In 1979, Pima Hall was remodeled into the Slonaker Alumni Building at a cost of $135,356. It now houses the alumni office and the University News Service. It is located on East Second Street, the second building on the left as one enters East Second off Park Avenue. Pima Hall was a victim of its era. There are now no cooperatives on the University of Arizona campus.
The Arizona Daily Star, on May 31, 1979, reported some lamentations over Pima Hall's demise. Old residents remembered the fun times - panty raids by male students; raiding the refrigerator and the accompanying punishments such as getting spanked on bare bottoms; telescopes peeping into bedrooms from nearby male domiciles.
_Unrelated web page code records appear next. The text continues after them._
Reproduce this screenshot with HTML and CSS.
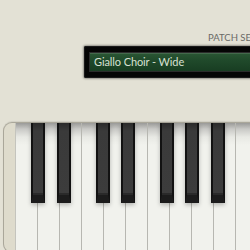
FILE: index.html
```html
<!DOCTYPE html>
<html>
<head>
<meta charset="utf-8">
<link rel="stylesheet" href="styles.css">
</head>
<body>
<div class="panel">
  <div class="header">
    <div class="patch">
      <div class="label">PATCH SELECT</div>
      <div class="display"><div class="screen">Giallo Choir - Wide</div></div>
    </div>
  </div>
  <div class="keyboard">
    <div class="keys">
      <div class="white"></div><div class="white"></div><div class="white"></div><div class="white"></div>
      <div class="white"></div><div class="white"></div><div class="white"></div><div class="white"></div>
      <div class="white"></div><div class="white"></div><div class="white"></div><div class="white"></div>
      <div class="black" style="left:15px"></div>
      <div class="black" style="left:41px"></div>
      <div class="black" style="left:80px"></div>
      <div class="black" style="left:105px"></div>
      <div class="black" style="left:144px"></div>
      <div class="black" style="left:169px"></div>
      <div class="black" style="left:195px"></div>
    </div>
  </div>
</div>
</body>
</html>
```

FILE: styles.css
```css
html, body {
  margin: 0;
  padding: 0;
  background: #e3e1d5;
}
.panel {
  width: 250px;
  height: 250px;
  overflow: hidden;
  font-family: Lato, "Open Sans", sans-serif;
}
.header {
  height: 122px;
  padding-left: 84px;
  box-sizing: border-box;
}
.patch {
  width: 260px;
  padding-top: 32px;
}
.label {
  padding-left: 124px;
  font-size: 9.5px;
  line-height: 12px;
  color: #6a6a66;
  letter-spacing: 0;
  white-space: nowrap;
  height: 14px;
}
.display {
  height: 32px;
  box-sizing: border-box;
  padding: 7px 0 7px 6px;
  background: #050505;
  border-radius: 2px 0 0 2px;
  box-shadow: 0 0 2px 1px rgba(0,0,0,0.35), inset 0 0 0 1px #1a1a1a;
}
.screen {
  height: 18px;
  box-sizing: border-box;
  padding-left: 4px;
  background: linear-gradient(#2a5634 0%, #204a2b 40%, #183d22 100%);
  box-shadow: 0 0 0 1px #2b2b2b, inset 0 1px 0 rgba(255,255,255,0.12);
  color: #d7e0d2;
  font-size: 11px;
  letter-spacing: -0.1px;
  line-height: 18px;
  white-space: nowrap;
}
.keyboard {
  margin-left: 3px;
  height: 131px;
  border: 1px solid #aaa79a;
  border-right: none;
  border-radius: 9px 0 0 9px;
  background: #dedbcc;
  padding-left: 12px;
  box-sizing: border-box;
  box-shadow: 0 -1px 1px rgba(0,0,0,0.08);
}
.keys {
  position: relative;
  display: flex;
  height: 100%;
  border-left: 1px solid #c4c4bd;
  margin-left: -1px;
}
.white {
  flex: 0 0 22px;
  box-sizing: border-box;
  border-right: 1px solid #b7b7b1;
  background: linear-gradient(#9a9a98 0px, #c9c9c6 6px, #e8e9e4 14px, #f1f2ed 22px, #f1f2ed 100%);
}
.black {
  position: absolute;
  top: 0;
  width: 14px;
  height: 80px;
  box-sizing: border-box;
  border-left: 2px solid #121212;
  border-right: 2px solid #121212;
  border-bottom: 8px solid #1c1c1c;
  background: linear-gradient(#2a2a2a 0px, #3a3a3a 8px, #3c3c3c 100%);
  box-shadow: 0 2px 4px rgba(0,0,0,0.25), inset 0 -2px 0 #2a2a2a;
}
```
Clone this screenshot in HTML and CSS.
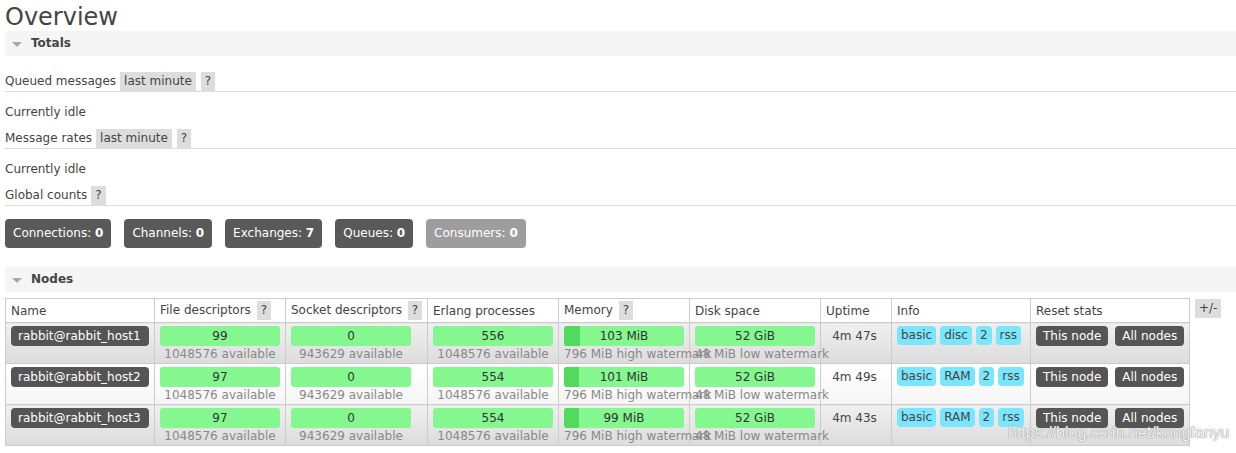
FILE: index.html
```html
<!DOCTYPE html>
<html>
<head>
<meta charset="utf-8">
<title>Overview</title>
<link rel="stylesheet" href="styles.css">
</head>
<body>
<div class="main">
  <h1 class="title">Overview</h1>

  <div class="section">
    <h2 class="section-h"><span class="tri"></span>Totals</h2>
    <div class="section-body">
      <h3 class="sub"><span class="sub-label">Queued messages</span><span class="tag">last minute</span><span class="help">?</span></h3>
      <p class="idle">Currently idle</p>
      <h3 class="sub"><span class="sub-label">Message rates</span><span class="tag">last minute</span><span class="help">?</span></h3>
      <p class="idle">Currently idle</p>
      <h3 class="sub"><span class="sub-label">Global counts</span><span class="help">?</span></h3>
      <div class="counts">
        <a class="count">Connections: <b>0</b></a>
        <a class="count">Channels: <b>0</b></a>
        <a class="count">Exchanges: <b>7</b></a>
        <a class="count">Queues: <b>0</b></a>
        <a class="count light">Consumers: <b>0</b></a>
      </div>
    </div>
  </div>

  <div class="section">
    <h2 class="section-h"><span class="tri"></span>Nodes</h2>
    <div class="nodes">
      <table class="list">
        <colgroup>
          <col class="c-name"><col class="c-fd"><col class="c-sd"><col class="c-ep"><col class="c-mem"><col class="c-disk"><col class="c-up"><col class="c-info"><col class="c-reset">
        </colgroup>
        <thead>
          <tr>
            <th>Name</th>
            <th>File descriptors <span class="help">?</span></th>
            <th>Socket descriptors <span class="help">?</span></th>
            <th>Erlang processes</th>
            <th>Memory <span class="help">?</span></th>
            <th>Disk space</th>
            <th>Uptime</th>
            <th>Info</th>
            <th>Reset stats</th>
          </tr>
        </thead>
        <tbody>
          <tr class="alt1">
            <td><span class="pill">rabbit@rabbit_host1</span></td>
            <td><div class="stat"><div class="bar">99</div><div class="avail">1048576 available</div></div></td>
            <td><div class="stat"><div class="bar">0</div><div class="avail">943629 available</div></div></td>
            <td><div class="stat"><div class="bar">556</div><div class="avail">1048576 available</div></div></td>
            <td><div class="stat"><div class="bar"><span class="fill" style="width:16px"></span><span class="bar-t">103 MiB</span></div><div class="avail">796 MiB high watermark</div></div></td>
            <td><div class="stat"><div class="bar">52 GiB</div><div class="avail">48 MiB low watermark</div></div></td>
            <td class="up">4m 47s</td>
            <td><div class="badges"><span class="badge">basic</span><span class="badge">disc</span><span class="badge">2</span><span class="badge">rss</span></div></td>
            <td><div class="resets"><span class="btn">This node</span><span class="btn">All nodes</span></div></td>
          </tr>
          <tr class="alt2">
            <td><span class="pill">rabbit@rabbit_host2</span></td>
            <td><div class="stat"><div class="bar">97</div><div class="avail">1048576 available</div></div></td>
            <td><div class="stat"><div class="bar">0</div><div class="avail">943629 available</div></div></td>
            <td><div class="stat"><div class="bar">554</div><div class="avail">1048576 available</div></div></td>
            <td><div class="stat"><div class="bar"><span class="fill" style="width:15px"></span><span class="bar-t">101 MiB</span></div><div class="avail">796 MiB high watermark</div></div></td>
            <td><div class="stat"><div class="bar">52 GiB</div><div class="avail">48 MiB low watermark</div></div></td>
            <td class="up">4m 49s</td>
            <td><div class="badges"><span class="badge">basic</span><span class="badge">RAM</span><span class="badge">2</span><span class="badge">rss</span></div></td>
            <td><div class="resets"><span class="btn">This node</span><span class="btn">All nodes</span></div></td>
          </tr>
          <tr class="alt1">
            <td><span class="pill">rabbit@rabbit_host3</span></td>
            <td><div class="stat"><div class="bar">97</div><div class="avail">1048576 available</div></div></td>
            <td><div class="stat"><div class="bar">0</div><div class="avail">943629 available</div></div></td>
            <td><div class="stat"><div class="bar">554</div><div class="avail">1048576 available</div></div></td>
            <td><div class="stat"><div class="bar"><span class="fill" style="width:15px"></span><span class="bar-t">99 MiB</span></div><div class="avail">796 MiB high watermark</div></div></td>
            <td><div class="stat"><div class="bar">52 GiB</div><div class="avail">48 MiB low watermark</div></div></td>
            <td class="up">4m 43s</td>
            <td><div class="badges"><span class="badge">basic</span><span class="badge">RAM</span><span class="badge">2</span><span class="badge">rss</span></div></td>
            <td><div class="resets"><span class="btn">This node</span><span class="btn">All nodes</span></div></td>
          </tr>
        </tbody>
      </table>
      <span class="toggle">+/-</span>
    </div>
  </div>
</div>
<div class="watermark">https://blog.csdn.net/kongfanyu</div>
</body>
</html>
```

FILE: styles.css
```css
html, body {
  margin: 0;
  padding: 0;
  background: #fff;
}
body {
  font-family: "DejaVu Sans", Verdana, sans-serif;
  font-size: 12px;
  color: #444;
  position: relative;
}
.main {
  padding: 4px 0 0 5px;
}
.title {
  margin: 0;
  font-size: 24px;
  font-weight: normal;
  line-height: 27px;
  color: #444;
}
.section-h {
  margin: 0;
  height: 25px;
  line-height: 25px;
  background: #f5f5f5;
  font-size: 12px;
  font-weight: bold;
  color: #444;
  display: flex;
  align-items: center;
}
.tri {
  width: 0;
  height: 0;
  border-left: 5px solid transparent;
  border-right: 5px solid transparent;
  border-top: 5px solid #a8a8a8;
  margin: 1px 9px 0 7px;
}
.section-body {
  padding-top: 16px;
}
.sub {
  margin: 0;
  font-size: 12px;
  font-weight: normal;
  display: flex;
  align-items: stretch;
  height: 19px;
  line-height: 19px;
  border-bottom: 1px solid #ddd;
}
.sub-label {
  margin-right: 4px;
}
.tag {
  background: #ddd;
  padding: 0 4px;
  margin-right: 5px;
}
.help {
  background: #ddd;
  padding: 0 4px;
  display: inline-block;
}
.idle {
  margin: 13px 0 10px;
  line-height: 14px;
}
.counts {
  display: flex;
  gap: 13px;
  margin-top: 13px;
}
.count {
  background: #595959;
  color: #fff;
  border-radius: 4px;
  height: 29px;
  line-height: 29px;
  padding: 0 8px;
  white-space: nowrap;
}
.count.light {
  background: #9d9d9d;
}
.section + .section {
  margin-top: 19px;
}
.nodes {
  margin-top: 6px;
  display: flex;
  align-items: flex-start;
  gap: 5px;
}
.list {
  border-collapse: collapse;
  table-layout: fixed;
  width: 1185px;
}
.c-name { width: 149px; }
.c-fd { width: 131px; }
.c-sd { width: 142px; }
.c-ep { width: 131px; }
.c-mem { width: 131px; }
.c-disk { width: 131px; }
.c-up { width: 71px; }
.c-info { width: 139px; }
.c-reset { width: 159px; }
.list th {
  border: 1px solid #ccc;
  background: #fff;
  font-weight: normal;
  text-align: left;
  padding: 0 5px;
  height: 23px;
  white-space: nowrap;
  overflow: visible;
}
.list th .help {
  line-height: 19px;
  margin-left: 2px;
}
.list td {
  border: 1px solid #ccc;
  padding: 3px 5px 2px;
  vertical-align: top;
  white-space: nowrap;
  overflow: visible;
}
.alt1 td {
  background: linear-gradient(to bottom, #f0f0f0, #dcdcdc);
}
.alt2 td {
  background: linear-gradient(to bottom, #ffffff, #f5f5f5);
}
.pill {
  display: block;
  background: #555;
  color: #fff;
  border-radius: 4px;
  height: 20px;
  line-height: 20px;
  padding: 0 7px;
}
.stat {
  width: 120px;
  text-align: center;
}
.bar {
  position: relative;
  background: #84f78f;
  border-radius: 3px;
  height: 20px;
  line-height: 20px;
  color: #333;
  overflow: hidden;
}
.fill {
  position: absolute;
  left: 0;
  top: 0;
  bottom: 0;
  background: #50da5e;
}
.bar-t {
  position: relative;
}
.avail {
  color: #888;
  line-height: 14px;
  padding-top: 1px;
}
.up {
  text-align: center;
  line-height: 20px;
}
.list td.up {
  padding-right: 8px;
}
.badges, .resets {
  display: flex;
  gap: 4px;
}
.resets {
  gap: 7px;
}
.badge {
  background: #7ae6fc;
  color: #444;
  border-radius: 4px;
  height: 19px;
  line-height: 19px;
  padding: 0 4px;
}
.btn {
  background: #555;
  color: #fff;
  border-radius: 4px;
  height: 20px;
  line-height: 20px;
  padding: 0 7px;
}
.toggle {
  background: #ddd;
  height: 19px;
  line-height: 19px;
  padding: 0 4px;
  margin-top: 1px;
  color: #444;
}
.watermark {
  position: absolute;
  left: 1008px;
  top: 424px;
  font-family: "Liberation Sans", Arial, sans-serif;
  font-size: 16px;
  color: rgba(255, 255, 255, 0.9);
  text-shadow: 0 0 1px #888, 0 0 1px #999;
  white-space: nowrap;
  pointer-events: none;
}
```
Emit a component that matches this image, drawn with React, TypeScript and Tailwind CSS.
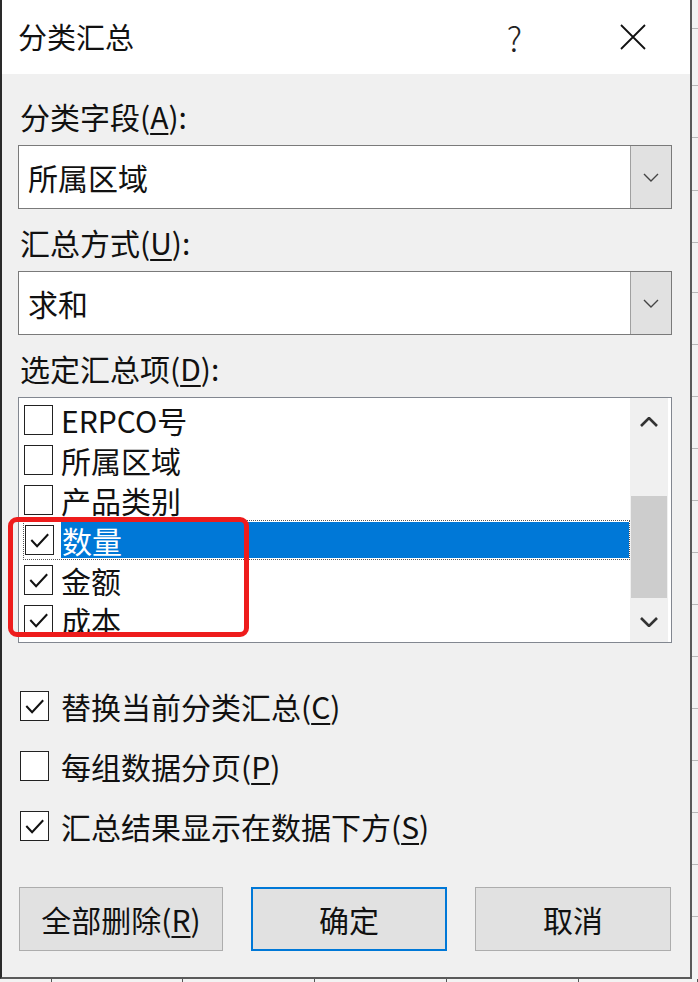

By 1979, all of the fun seemed to have gone. The star reported: "Today, housemothers are often graduate students, girls can stay out all night and there are no dress rules ... Through the 1960's girls could not wear slacks to the dining room for dinner or curlers at breakfast. Grace was sung before meals. One waited to leave the table until the head resident finished eating, put down her napkin and stood up as a sign the meal was over. Often, there were songs before eating ... Dinner isn't sacred anymore. It was just dinner ... The girls don't sing anymore. In fact, they abolished the position of song leader recently. They couldn't believe the old songs in the piano bench ... The concept is dying out."
Mrs. Kirmse, the founder, was quoted in the article as saying: "Maybe the need for this type of thing has died with the times. It was a great thing while it was."